When everything is going well, many people will surround you, offering laughter, company, and support that seems genuine. But when challenges strike whether in finances, health, or personal battles, some will quietly withdraw, while the ones who truly care will stay, offering encouragement, sacrifice, and unwavering presence.

Sadly, some friends or people you once stood by wholeheartedly may claim they can’t even remember you when you turn to them for help, showing that their loyalty was only surface-deep. Hitting rock bottom is painful, yet it strips away pretenses and shows clearly who values you for who you are, not for what you have. It is in those moments of brokenness that the strength of real friendship and love shines the brightest.

Re: Hard Times Expose True Friends by Nobody: 6:28am On Sep 12, 2025
You made good point but before you blame people for not helping you, be sure they have the means and the ability to. That you see them all dressed up and pretending to be balling doesn't mean they are doing okay and are in position to help someone else. Many people can't even help themselves now. Everyone is pretending so look really deep before you start throwing blames. Forget what people do and say online. Some of them don't even eat with fish at home now but they know what kilo of turkey cost in every market.
Re: Hard Times Expose True Friends by yvesboss(m): 7:31am On Sep 12, 2025
Do people still have friends??

For me, I don’t expect anything from anyone so as not to be disappointed. I count anything you do for me as extra not as expected
Re: Hard Times Expose True Friends by ibechris(m): 7:34am On Sep 12, 2025
Money attracts friends and poverty is the barrier that divides.

No-one cares if u helped them before...so whenever u are financially stable,always remember to invest and stop helping people as if u owe them.

Use hour money wisely...
Ensure u are stingy until your money starts working for u. Then u can become liberal if u want to.

From your name I can tell for sure the enormity of betrayals u have had.

Sorry.
Re: Hard Times Expose True Friends by ademijuwonlo(op): 8:41am On Sep 12, 2025
Nonexisting1:
You made good point but before you blame people for not helping you, be sure they have the means and the ability to. That you see them all dressed up and pretending to be balling doesn't mean they are doing okay and are in position to help someone else. Many people can't even help themselves now. Everyone is pretending so look really deep before you start throwing blames. Forget what people do and say online. Some of them don't even eat with fish at home now but they know what kilo of turkey cost in every market.
I agree with you 100% because I know most people are just trying to manage. However, some people would feign ignorance as if they don't know you, just because they don't want to help, even when they have the means while some would just be rude, just because they don't want to help.
It doesn't take anything away from people to be kind while letting someone know they can't help at this time.
Re: Hard Times Expose True Friends by ademijuwonlo(op): 8:43am On Sep 12, 2025
ibechris:
Money attracts friends and poverty is the barrier that divides.

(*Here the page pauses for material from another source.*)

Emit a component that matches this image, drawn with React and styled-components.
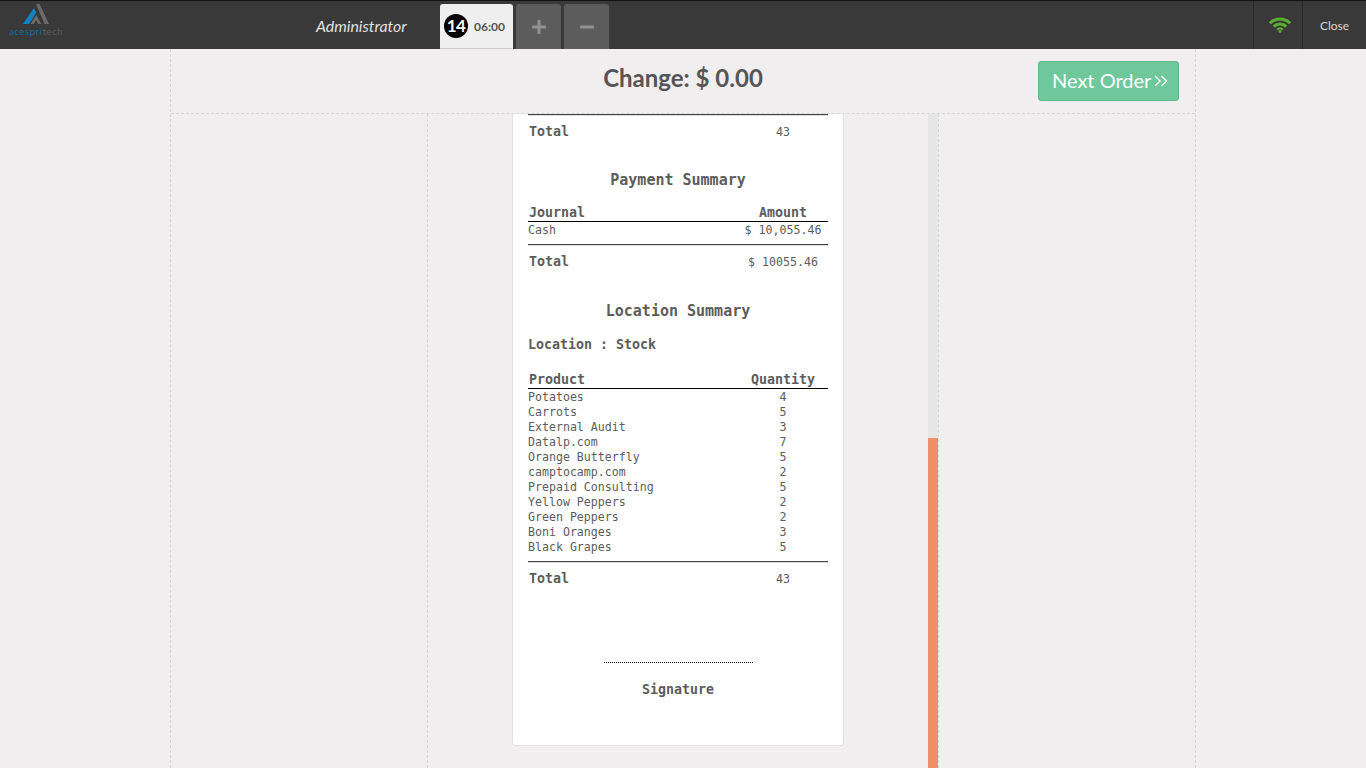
import React from 'react';
import styled, { createGlobalStyle } from 'styled-components';
import { FaPlus, FaMinus } from 'react-icons/fa';
import { ChevronsRight } from 'lucide-react';

const GlobalStyle = createGlobalStyle`
  html, body {
    margin: 0;
    height: 100%;
    overflow: hidden;
    background: #f0eeee;
  }
  * {
    box-sizing: border-box;
  }
`;

const Page = styled.div`
  height: 100vh;
  display: flex;
  flex-direction: column;
  font-family: Lato, sans-serif;
`;

/* Top bar */
const TopBar = styled.header`
  height: 49px;
  flex: none;
  display: flex;
  background: #393939;
  border-top: 1px solid #111;
`;

const Logo = styled.div`
  width: 316px;
  padding: 3px 0 0 9px;
  display: flex;
  flex-direction: column;
`;

const LogoMark = styled.svg`
  width: 26px;
  height: 21px;
  margin-left: 14px;
`;

const LogoText = styled.div`
  font-size: 10px;
  line-height: 12px;
  letter-spacing: 0.35px;
  color: #0a6c9f;
  span {
    color: #5a5a5a;
  }
`;

const UserName = styled.div`
  width: 124px;
  font-size: 15.9px;
  font-style: italic;
  line-height: 50px;
  color: #e0e0e0;
`;

const Tabs = styled.div`
  display: flex;
  gap: 3px;
  padding-top: 3px;
`;

const OrderTab = styled.div`
  width: 73px;
  display: flex;
  align-items: center;
  gap: 6px;
  padding-left: 4px;
  background: #efefef;
  border-bottom: 1px solid #ccc;
  border-radius: 3px 3px 0 0;
`;

const Badge = styled.span`
  width: 24px;
  height: 24px;
  border-radius: 50%;
  background: #000;
  color: #fff;
  font-size: 17px;
  font-weight: 700;
  line-height: 24px;
  letter-spacing: -0.5px;
  text-align: center;
`;

const OrderTime = styled.span`
  font-size: 12px;
  font-weight: 700;
  color: #555;
`;

const TabButton = styled.div`
  width: 45px;
  display: flex;
  align-items: center;
  justify-content: center;
  background: #5c5c5c;
  color: #919191;
  font-size: 16px;
  border-radius: 3px 3px 0 0;
`;

const Status = styled.div`
  margin-left: auto;
  display: flex;
`;

const StatusItem = styled.div`
  width: ${(p) => p.$width}px;
  display: flex;
  align-items: center;
  justify-content: center;
  padding-left: ${(p) => p.$indent || 0}px;
  border-left: 1px solid #292929;
  color: #d8d8d8;
  font-size: 12px;
`;

const WifiIcon = styled.svg`
  width: 22px;
  height: 16px;
  fill: none;
  stroke: #5cb030;
  stroke-width: 3;
`;

/* Work area */
const Screen = styled.main`
  width: 1026px;
  margin: 0 auto;
  flex: 1;
  min-height: 0;
  display: flex;
  flex-direction: column;
  border-left: 1px dashed #d5d5d5;
  border-right: 1px dashed #d5d5d5;
`;

const TopLine = styled.div`
  height: 65px;
  flex: none;
  position: relative;
  display: flex;
  justify-content: center;
  border-bottom: 1px dashed #d5d5d5;
`;

const Change = styled.div`
  font-size: 24px;
  font-weight: 700;
  line-height: 58px;
  color: #555;
`;

const NextButton = styled.div`
  position: absolute;
  top: 12px;
  right: 16px;
  width: 141px;
  height: 40px;
  padding: 0 0 2px 13px;
  display: flex;
  align-items: center;
  background: #6ec89b;
  border: 1px solid #62b88c;
  border-radius: 3px;
  color: #fff;
  font-size: 20px;
  svg {
    width: 22px;
    height: 22px;
    margin: 2px 0 0 -1px;
  }
`;

const Columns = styled.div`
  flex: 1;
  min-height: 0;
  display: grid;
  grid-template-columns: 257px 511px 1fr;
`;

const LeftPane = styled.div`
  border-right: 1px dashed #d5d5d5;
`;

const ReceiptPane = styled.div`
  display: flex;
  min-height: 0;
  border-right: 1px dashed #d5d5d5;
`;

const ReceiptArea = styled.div`
  flex: 1;
  display: flex;
  justify-content: center;
  align-items: flex-start;
`;

const Scrollbar = styled.div`
  width: 10px;
  flex: none;
  display: flex;
  flex-direction: column;
  background: #e6e6e6;
`;

const Thumb = styled.div`
  margin-top: auto;
  height: 330px;
  background: #f08f67;
`;

/* Receipt */
const Receipt = styled.div`
  width: 332px;
  height: 632px;
  padding: 0 15px;
  background: #fff;
  border: 1px solid #e2e2e2;
  border-top: 0;
  border-radius: 0 0 3px 3px;
  font-family: 'DejaVu Sans Mono', 'Liberation Mono', monospace;
  font-size: 11.6px;
  line-height: 15px;
  color: #5c5c5c;
`;

const Rule = styled.div`
  height: 1px;
  background: #444;
  box-shadow: 0 1px 0 #ddd;
`;

const Row = styled.div`
  display: grid;
  grid-template-columns: 1fr 90px;
`;

const HeadRow = styled(Row)`
  padding: 0 0 1px 1px;
  font-size: 13.3px;
  font-weight: 700;
  line-height: 14px;
  border-bottom: 1px solid #000;
  margin-top: ${(p) => p.$top}px;
`;

const TotalRow = styled(Row)`
  padding-left: 1px;
  margin-top: 9px;
  font-weight: 700;
  font-size: 13.3px;
  line-height: 16px;
`;

const Value = styled.div`
  text-align: center;
`;

const PlainValue = styled(Value)`
  font-size: 11.6px;
  font-weight: 400;
`;

const Lines = styled.div`
  padding-top: 1px;
  margin-bottom: 6px;
`;

const SectionTitle = styled.div`
  margin-top: ${(p) => p.$top}px;
  font-size: 15px;
  font-weight: 700;
  line-height: 18px;
  text-align: center;
`;

const LocationName = styled.div`
  margin-top: 17px;
  font-size: 13.3px;
  font-weight: 700;
  line-height: 16px;
`;

const SignatureLine = styled.div`
  width: 149px;
  margin: 75px auto 0;
  border-top: 1px dotted #000;
`;

const SignatureLabel = styled.div`
  margin-top: 19px;
  font-size: 13.3px;
  font-weight: 700;
  line-height: 16px;
  text-align: center;
`;

const products = [
  ['Potatoes', 4],
  ['Carrots', 5],
  ['External Audit', 3],
  ['Datalp.com', 7],
  ['Orange Butterfly', 5],
  ['camptocamp.com', 2],
  ['Prepaid Consulting', 5],
  ['Yellow Peppers', 2],
  ['Green Peppers', 2],
  ['Boni Oranges', 3],
  ['Black Grapes', 5],
];

export default function App() {
  return (
    <Page>
      <GlobalStyle />
      <TopBar>
        <Logo>
          <LogoMark viewBox="0 0 26 21">
            <path d="M13 0h3.5L26 20h-4.5z" fill="#6a6a6a" />
            <path d="M11 4l2.2 4.4L6 20H0z" fill="#0f84c4" />
            <path d="M13 11l5.5 9h-3.2L13 16l-2.3 4H7.5z" fill="#6a6a6a" />
          </LogoMark>
          <LogoText>
            acespri<span>tech</span>
          </LogoText>
        </Logo>
        <UserName>Administrator</UserName>
        <Tabs>
          <OrderTab>
            <Badge>14</Badge>
            <OrderTime>06:00</OrderTime>
          </OrderTab>
          <TabButton>
            <FaPlus />
          </TabButton>
          <TabButton>
            <FaMinus />
          </TabButton>
        </Tabs>
        <Status>
          <StatusItem $width={49} $indent={3}>
            <WifiIcon viewBox="0 0 22 16">
              <path d="M1 6.2C6.5 .6 15.5 .6 21 6.2" />
              <path d="M4.8 9.6C8.2 6.2 13.8 6.2 17.2 9.6" />
              <path d="M8.2 12.6C9.8 11.2 12.2 11.2 13.8 12.6" strokeWidth="2.4" />
              <circle cx="11" cy="14.6" r="1.4" fill="#5cb030" stroke="none" />
            </WifiIcon>
          </StatusItem>
          <StatusItem $width={64}>Close</StatusItem>
        </Status>
      </TopBar>
      <Screen>
        <TopLine>
          <Change>Change: $ 0.00</Change>
          <NextButton>
            Next Order
            <ChevronsRight strokeWidth={1.5} />
          </NextButton>
        </TopLine>
        <Columns>
          <LeftPane />
          <ReceiptPane>
            <ReceiptArea>
              <Receipt>
                <Rule />
                <TotalRow>
                  <div>Total</div>
                  <PlainValue>43</PlainValue>
                </TotalRow>

                <SectionTitle $top={31}>Payment Summary</SectionTitle>
                <HeadRow $top={17}>
                  <div>Journal</div>
                  <Value>Amount</Value>
                </HeadRow>
                <Lines>
                  <Row>
                    <div>Cash</div>
                    <Value>$ 10,055.46</Value>
                  </Row>
                </Lines>
                <Rule />
                <TotalRow>
                  <div>Total</div>
                  <PlainValue>$ 10055.46</PlainValue>
                </TotalRow>

                <SectionTitle $top={32}>Location Summary</SectionTitle>
                <LocationName>Location : Stock</LocationName>
                <HeadRow $top={20}>
                  <div>Product</div>
                  <Value>Quantity</Value>
                </HeadRow>
                <Lines>
                  {products.map(([name, qty]) => (
                    <Row key={name}>
                      <div>{name}</div>
                      <Value>{qty}</Value>
                    </Row>
                  ))}
                </Lines>
                <Rule />
                <TotalRow>
                  <div>Total</div>
                  <PlainValue>43</PlainValue>
                </TotalRow>

                <SignatureLine />
                <SignatureLabel>Signature</SignatureLabel>
              </Receipt>
            </ReceiptArea>
            <Scrollbar>
              <Thumb />
            </Scrollbar>
          </ReceiptPane>
          <div />
        </Columns>
      </Screen>
    </Page>
  );
}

No-one cares if u helped them before...so whenever u are financially stable,always remember to invest and stop helping people as if u owe them.

Use hour money wisely...
Ensure u are stingy until your money starts working for u. Then u can become liberal if u want to.

From your name I can tell for sure the enormity of betrayals u have had.

Sorry.
Thank you for your advice.
Re: Hard Times Expose True Friends by ademijuwonlo(op): 8:49am On Sep 12, 2025
yvesboss:
Do people still have friends??

For me, I don’t expect anything from anyone so as not to be disappointed. I count anything you do for me as extra not as expected
People still have friends or people that they are close to but just make sure that they are the solid type that would have your back come rain and come shine.
Good friends are important in life!
Re: Hard Times Expose True Friends by emmy512(m): 9:50am On Sep 12, 2025
ademijuwonlo:
I agree with you 100% because I know most people are just trying to manage. However, some people would feign ignorance as if they don't know you, just because they don't want to help, even when they have the means while some would just be rude, just because they don't want to help.
It doesn't take anything away from people to be kind while letting someone know they can't help at this time.
There's that assumption again that they have the means
Re: Hard Times Expose True Friends by Cum4me(m): 9:52am On Sep 12, 2025
People are passing through a lot. But if you ever found anyone who helps you at your lowest time never take that person for granted. Don't expect anything from anyone and be stingine with your money
Re: Hard Times Expose True Friends by pansophist(m): 1:22pm On Sep 12, 2025
Also make sure you are a true friend to the person you are expecting help from.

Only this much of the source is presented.